My advice is to never use neutron multiplyers as shielding--the results will be dissapointing.

Thanks for the correction, Jaro!

Date: Oct 27, 2004

Congratulations everyone! NuclearSpace.com just survived the dreaded Slashdot Effect. Thousands (if not hundreds of thousnds) of people of all professions (including rocket scientists) now know of Pratt & Whitney's Nuclear Rocket.
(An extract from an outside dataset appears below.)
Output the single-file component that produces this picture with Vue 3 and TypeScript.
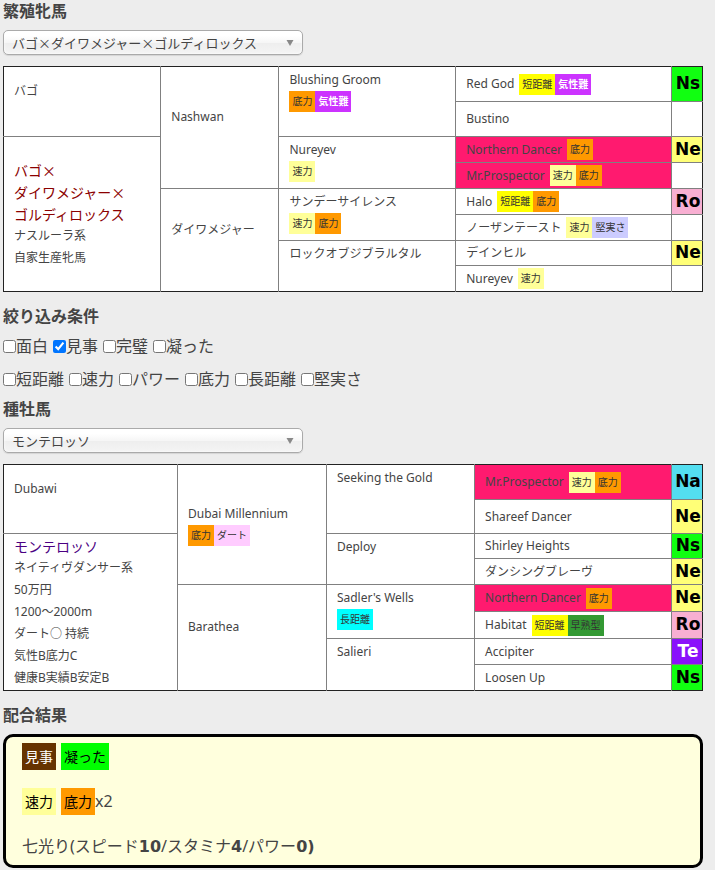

Let's hope that helps get the ball rolling.

Date: Oct 27, 2004

Alright, good job there!

In reply to Jaro's posit about using the Triton for an SSTO--I can't see why the unit could not be used for something like a DC-Y (the big brother to the DC-X Delta Clipper.) Radiation shielding would be the primary concern, and I think this could be made quite manageable. Especially if you use something that is only cargo rated and not man-rated. Eventually, I could see much larger craft using clusters of nuclear thermal/afterburning rocket engines to boost heavy payloads into low earth orbit.
Who knows, maybe even a passenger carrying nuclear-thermal rocket. Possibly a delta-winged lifting body transport--high performance nuclear thermal engines could make things a lot easier to engineer a system that can achieve relatively safe and reliable (almost routine) access to space. Triton is the way of the future.

Date: Mar 10, 2005

I am very excited about this engine. Now it needs a ride to orbit:

http://www.spacedaily.com/news/rocketscience-05i.html